When King Henry VIII imprisoned renowned scholar and statesman Sir Thomas More in 1534 and was trying to pressure him to accept his royal adultery and his rejection of the Pope’s authority over the Church, one of the King’s tactics was to use More’s family—his wife and children—to try to sway him, to get him to yield and swear the oath that Henry demanded of everyone.  It didn’t work.  Thomas More loved his wife and family dearly; he enjoyed his friends and his country estate.  But he died, as he said on the scaffold, “the King’s good servant, but God’s first.”  (If you haven’t ever seen the movie A Man for All Seasons, I highly recommend it to you.  I’ll also note that it won six Oscars, including “best picture,” in 1966.)

Sir Thomas More with his eldest daughter Margaret,
in the Tower of London (source unknown)
As you know, the Catholic Church, following the teaching of the NT, recognizes as lawful and moral only a marriage between a man and a woman.  Nevertheless, I’ve seen letters even in the Catholic press from people chastising the Pope and the bishops for teaching what the NT teaches, that homosexual behavior is gravely sinful, because these letter-writers or their children are homosexual.[1]  Such letters and the attitude behind them, it seems to me, reflect a love for one’s family (or oneself) ahead of a love for Christ.  Such letters, such an attitude, it seems to me, define morality by one’s own opinion and sentiments and human weaknesses rather than by the Word of God.  Where is our love?  Where do we place our allegiance?

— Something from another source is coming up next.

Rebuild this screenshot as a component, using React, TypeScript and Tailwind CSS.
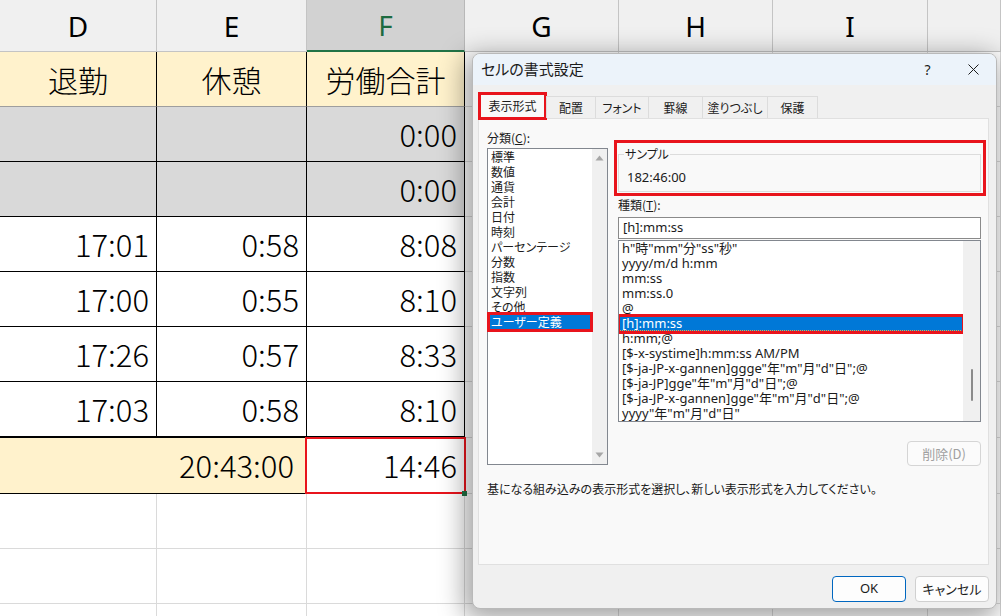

In these days, as you know, our country is having a big debate about how to react to the Syrian government’s use of chemical weapons against its own civilian population.  In the face of the President’s wish to take military action “to send a message to Syria,” many Americans and other people are asking questions like, “What’s the plan?”, “Where is this going to take us?”, “How will other countries like Iran and terrorist groups like Hezbollah react to what we do?”, as well as, “What are the implications of not doing anything?” and “What options do we have short of military action?”

Considerations like those are like Jesus’ parable today of a king going to war (14:31-32).  Before you get into a war, you calculate your resources and your enemy’s, your will and your enemy’s, and other factors.  Jesus isn’t talking about politics and international relations, tho.  He’s talking about our commitment to the kingdom of God, about our willingness to follow him completely.  When we prepare to do battle with the enemy of God, do we know what that will cost us, and are we prepared for the cost?  The imperial authorities of the mass media and of our society’s anything-goes morality and sometimes even of the government will try to pry us away from God.  Our materialistic, consumer society will try to claim our allegiance.  Our own passions—the 7 deadly sins of anger, laziness, greed, envy, gluttony, lust, and pride—will try to lead us astray, and we must be ready to deny them.  That’s harder than renouncing possessions.  It’s really carrying our own cross and following Jesus.  It’s the way to the “true freedom and an everlasting inheritance” that our opening prayer today spoke of, the way of redemption and living forever with Jesus Christ our Lord.


                [1] E.g., America, May 27, 2013, pp. 29-30.